As OneEighteen noted, analogies have to be used with great care. If you do not get the source (here, cook/chef) exactly right, a reader who knows the source well will not only reject the analogy but be skeptical of what you say about things the reader does not know well. In this case the spectrum is simple and obvious enough to be described directly.
Speaking as some who, from time to time, has been beaten up by some pretty good editors
As for Musk, he’s a typical Silicon Valley hustler. Works well when you’re doing dating apps, not so well when kinetic energy is involved.
Silcon Valley creates a strange group of successful people that made lots of money on bullshit “tech” shit that totally over estimate their intelligence and experience. Then they branch into manufacturing to make widgets which they think is easy…but they don’t understand there is 100+ years of institutional knowledge in manufacturing widgets, or in case of Tesla, cars.

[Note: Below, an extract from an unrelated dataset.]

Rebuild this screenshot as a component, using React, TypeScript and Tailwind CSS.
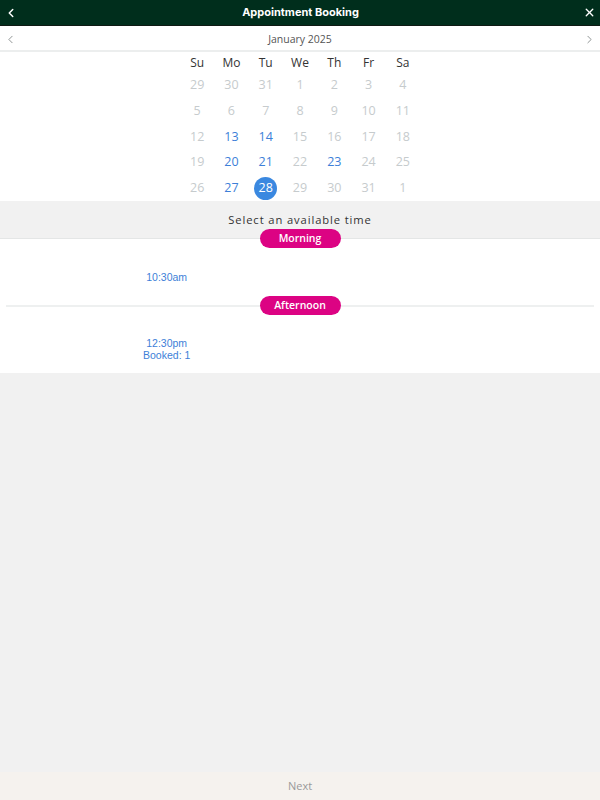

There is literally a guy at GM/Toyota/etc that is the expert on how to get the robots to put the sealant on the windshields correctly (his entire career being spent on this important, but unglamorous, task). Musk/tech jerks think they can use their superior “intellect” and success in tech to just jump into these processes. The thing is, doing a design change or a recall on a physical manufactured good is much more involved and expensive than just doing a simple automatic software update to correct an “oopsie”.
Imagine if Musk used his arrogance to make ships LOL.
Tesla (I do not own one) has helped put EV’s at the forefront of the discussion of what may be possible. The fact that I see more of them on the road shows their acceptance is more than just a fad.
Space X, What part do you suspect to be a scam? Have to admit they have launched a bunch of rockets. And utilizing a reusable launch system…Perhaps not a novel idea, but one successfully implemented.
My take is that Tesla and Space X are successful (to the degree they are successful) in spite of Musk instead of because of him. His assertions about the Tesla “autopilot” are beyond irresponsible.